Nesta investigação, a que a agência Lusa teve acesso, 66% dos médicos demonstram um elevado nível de exaustão emocional e 30% uma grande diminuição da realização profissional. Destes, cerca de 40% demonstram níveis acrescidos de despersonalização, caracterizado por atitudes de descrença ou indiferença e que está associado à síndrome de ‘burnout’.

“Os valores tão elevados como os encontrados no presente estudo conduzem, desde logo, à compreensão do ‘burnout’ como um problema socioprofissional com raízes no sistema de saúde, não podendo ser justificado com base em características individuais relacionadas com fragilidades pessoais”, defendem os autores do estudo, encomendado pela Ordem dos Médicos e realizado em parceria com o Instituto de Ciências Sociais da Universidade de Lisboa.

Os resultados demonstram ainda que “o papel dos fatores de natureza organizacional na explicação” das situações de ‘burnout’.

As exigências profissionais, bem como os recursos organizacionais são vistos pelos médicos como a razão de uma maior exaustão emocional.

“Os melhores preditores de elevados níveis de exaustão emocional são, ao nível organizacional, a perceção de baixos recursos e de elevadas exigências associadas, designadamente, aos horários de trabalho e à relação com os doentes”, indica a análise que vai ser publicada.

A investigação salienta que o bem-estar dos médicos “é importante para o funcionamento do sistema de saúde em geral” e recomenda uma intervenção urgente.

Apesar destas conclusões, os investigadores registaram “níveis muito elevados de envolvimento com o trabalho”, sendo este um indicador da “adaptação positiva da maioria dos médicos às condições” de trabalho adversas.

Além disso, o estudo procurou analisar quais as especialidades médicas em que estes profissionais de saúde tinham níveis altos e baixos de cada um dos indicadores de ‘burnout’: exaustão emocional, despersonalização e diminuição de realização profissional. Medicina interna, oncologia, doenças infecciosas, neurologia e hematologia são as especialidades mais afetadas pela exaustão emocional.

Mas é na cirurgia geral, hematologia, neurologia, urologia e ortopedia que se verificam maiores valores mais elevados de despersonalização, um “transtorno que consiste em sentimentos recorrentes ou persistentes de distanciamento do próprio corpo ou processos mentais, geralmente com uma sensação de ser um observador externo da própria vida”, como explica David Spiegel num artigo publicado na MSD sobre transtornos psiquiátricos.

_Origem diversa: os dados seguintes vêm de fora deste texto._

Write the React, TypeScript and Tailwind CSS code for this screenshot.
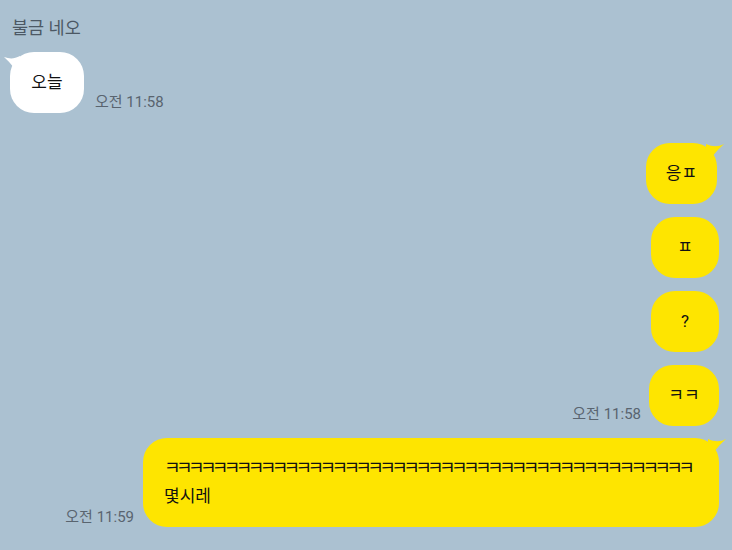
import React from "react";

const font = { fontFamily: 'Roboto, "Noto Sans CJK KR", "Noto Sans", sans-serif' };

function WhiteTail() {
  return (
    <svg className="absolute left-[-6px] top-[3px]" width="20" height="24" viewBox="0 0 20 24">
      <path d="M0 2 C6 4 10 4 16 1 L16 22 C12 15 7 8 0 2 Z" fill="#ffffff" />
    </svg>
  );
}

function YellowTail() {
  return (
    <svg className="absolute right-[-7px] top-[0px]" width="22" height="24" viewBox="0 0 22 24">
      <path d="M22 1 C16 4 11 4 4 1 L4 22 C9 15 14 8 22 1 Z" fill="#fee500" />
    </svg>
  );
}

function YBubble({ text, tail, w }: { text: string; tail?: boolean; w?: string }) {
  return (
    <div className={"relative h-[61px] flex items-center justify-center rounded-[24px] bg-[#fee500] text-[17px] text-[#111111] " + (w ?? "w-[68px]")}>
      {tail && <YellowTail />}
      <span className="relative">{text}</span>
    </div>
  );
}

export default function App() {
  const kk = "ㅋ".repeat(44);
  return (
    <div style={font} className="w-[732px] h-[550px] bg-[#abc1d1] overflow-hidden flex flex-col">
      <div className="pt-[16px] pl-[12px] text-[17.5px] leading-[24px] text-[#4c5864]">불금 네오</div>
      <div className="mt-[12px] pl-[10px] flex items-end">
        <div className="relative h-[61px] w-[74px] flex items-center justify-center rounded-[24px] bg-white text-[17px] text-[#111111]">
          <WhiteTail />
          <span className="relative">오늘</span>
        </div>
        <div className="ml-[11px] mb-[3px] text-[15px] leading-[16px] text-[#59646f]">오전 11:58</div>
      </div>
      <div className="mt-[30px] pr-[13px] flex flex-col items-end gap-[13px]">
        <div className="mr-[2px]">
          <YBubble text="응ㅍ" tail w="w-[71px]" />
        </div>
        <YBubble text="ㅍ" />
        <YBubble text="?" />
        <div className="flex items-end gap-[8px]">
          <div className="mb-[4px] text-[15px] leading-[16px] text-[#59646f]">오전 11:58</div>
          <YBubble text="ㅋㅋ" w="w-[70px]" />
        </div>
        <div className="flex items-end gap-[9px] mt-[-1px]">
          <div className="mb-[2px] text-[15px] leading-[16px] text-[#59646f]">오전 11:59</div>
          <div className="relative w-[576px] h-[89px] rounded-[24px] bg-[#fee500] pl-[21px] pt-[15px] text-[17px] leading-[29px] text-[#111111]">
            <YellowTail />
            <div className="relative text-[18px] tracking-[-4.6px] whitespace-nowrap">{kk}</div>
            <div className="relative">몇시레</div>
          </div>
        </div>
      </div>
    </div>
  );
}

As especialidades nas quais existe um maior número de médicos com falta de realização profissional são a oftalmologia, medicina geral e familiar, doenças infecciosas, psiquiatria, cardiologia e dermatologia.

E quais as especialidades com maiores percentagens de médicos com valores altos em pelo menos dois indicadores de ‘burnout’? O estudo concluiu que a medicina de emergência, a medicina interna, a neurologia e a medicina familiar têm os valores mais elevados. Quanto aos níveis mais baixos verificaram-se na patologia, dermatologia, pediatria geral e medicina preventiva.